Monday (September 9): ISRO informed today that the ‘Vikram’ lander lies on the lunar surface as a “single piece”, unbroken though it is in a tilted position following a hard landing while efforts to re-establish link with the probe were on.
“The lander is there (on lunar surface) as a single piece, not broken into pieces. It’s in a tilted position. We are making all-out efforts to see whether communication can be re-established with the lander.” an ISRO official associated with the mission claimed. An ISRO team is the on the job at ISRO Telemetry, Tracking and Command Network (ISTRAC),” he added.
On the landing day (September 7), Vikram went out of contact during its final descent, when it was just 2.1 km above the lunar surface. Lander Vikram encases rover ‘Pragyan’. Lander (Vikram) and rover (Pragyan) along with orbiter constitute Chandrayaan-2. The mission life of the lander and rover is one lunar day, which is equal to 14 earth days.
K. Sivan, the Chairman of ISRO had said on Saturday that the space agency would try to restore link with the lander for 14 days, and reiterated the resolve on September 8 after the orbiter’s camera spotted it on the Lunar surface.
But an ISRO official said chances of restoring link with the lander were bleak since its system functionality was a prerequisite to achieve that. Another space agency official, though felt that chances did exist for restoring link, however, listed the limitations involved.
Recalling ISRO’s experience of recovering a spacecraft that went out of contact in the geostationary orbit, he said the lander’s case was dissimilar.
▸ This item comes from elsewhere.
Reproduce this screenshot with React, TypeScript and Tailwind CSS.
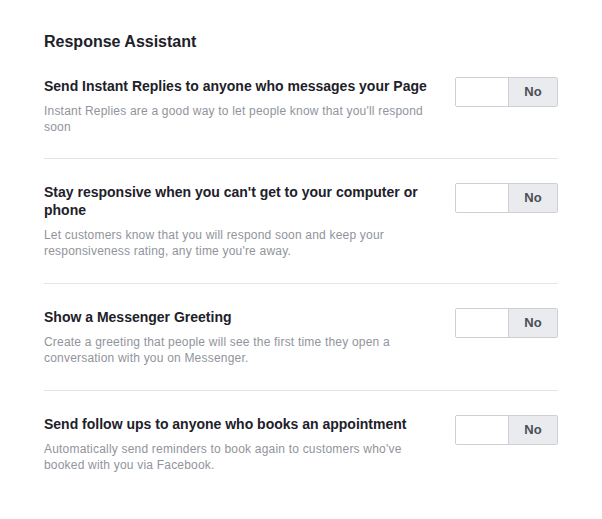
const rows = [
  {
    title: "Send Instant Replies to anyone who messages your Page",
    desc: "Instant Replies are a good way to let people know that you'll respond soon",
  },
  {
    title: "Stay responsive when you can't get to your computer or phone",
    desc: "Let customers know that you will respond soon and keep your responsiveness rating, any time you're away.",
  },
  {
    title: "Show a Messenger Greeting",
    desc: "Create a greeting that people will see the first time they open a conversation with you on Messenger.",
  },
  {
    title: "Send follow ups to anyone who books an appointment",
    desc: "Automatically send reminders to book again to customers who've booked with you via Facebook.",
  },
];

function Toggle() {
  return (
    <div className="flex h-[30px] w-[103px] shrink-0 overflow-hidden rounded-[2px] border border-[#ccd0d5]">
      <div className="w-[52px] bg-white" />
      <div className="flex flex-1 items-center justify-center border-l border-[#ccd0d5] bg-[#e9ebee] text-[13px] font-bold text-[#4b4f56]">
        No
      </div>
    </div>
  );
}

export default function App() {
  return (
    <div className="min-h-screen bg-white px-[44px] pt-[32px] font-['Liberation_Sans',Arial,sans-serif]">
      <h1 className="text-[16px] font-bold leading-[20px] text-[#1d2129]">Response Assistant</h1>
      <div className="mt-[25px] w-[514px]">
        {rows.map((row, i) => (
          <div
            key={i}
            className={`flex items-start justify-between ${i > 0 ? "border-t border-[#e5e5e5] pt-[24px] pb-[24px]" : "pb-[23px]"}`}
          >
            <div className="w-[395px]">
              <div className="text-[14px] font-bold leading-[18px] text-[#1d2129]">{row.title}</div>
              <div className="mt-[8px] text-[12px] leading-[16px] tracking-[0.2px] text-[#90949c]">{row.desc}</div>
            </div>
            <Toggle />
          </div>
        ))}
      </div>
    </div>
  );
}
In the case of Vikram, “that kind of operational flexibility is not there,” since it is already on the lunar surface and it cannot be reoriented, he said.
Vikram carried three payloads–Radio Anatomy of Moon Bound Hypersensitive Ionosphere and Atmosphere (RAMBHA), Chandra’s Surface Thermo-physical Experiment (ChaSTE) and Instrument for Lunar Seismic Activity (ILSA).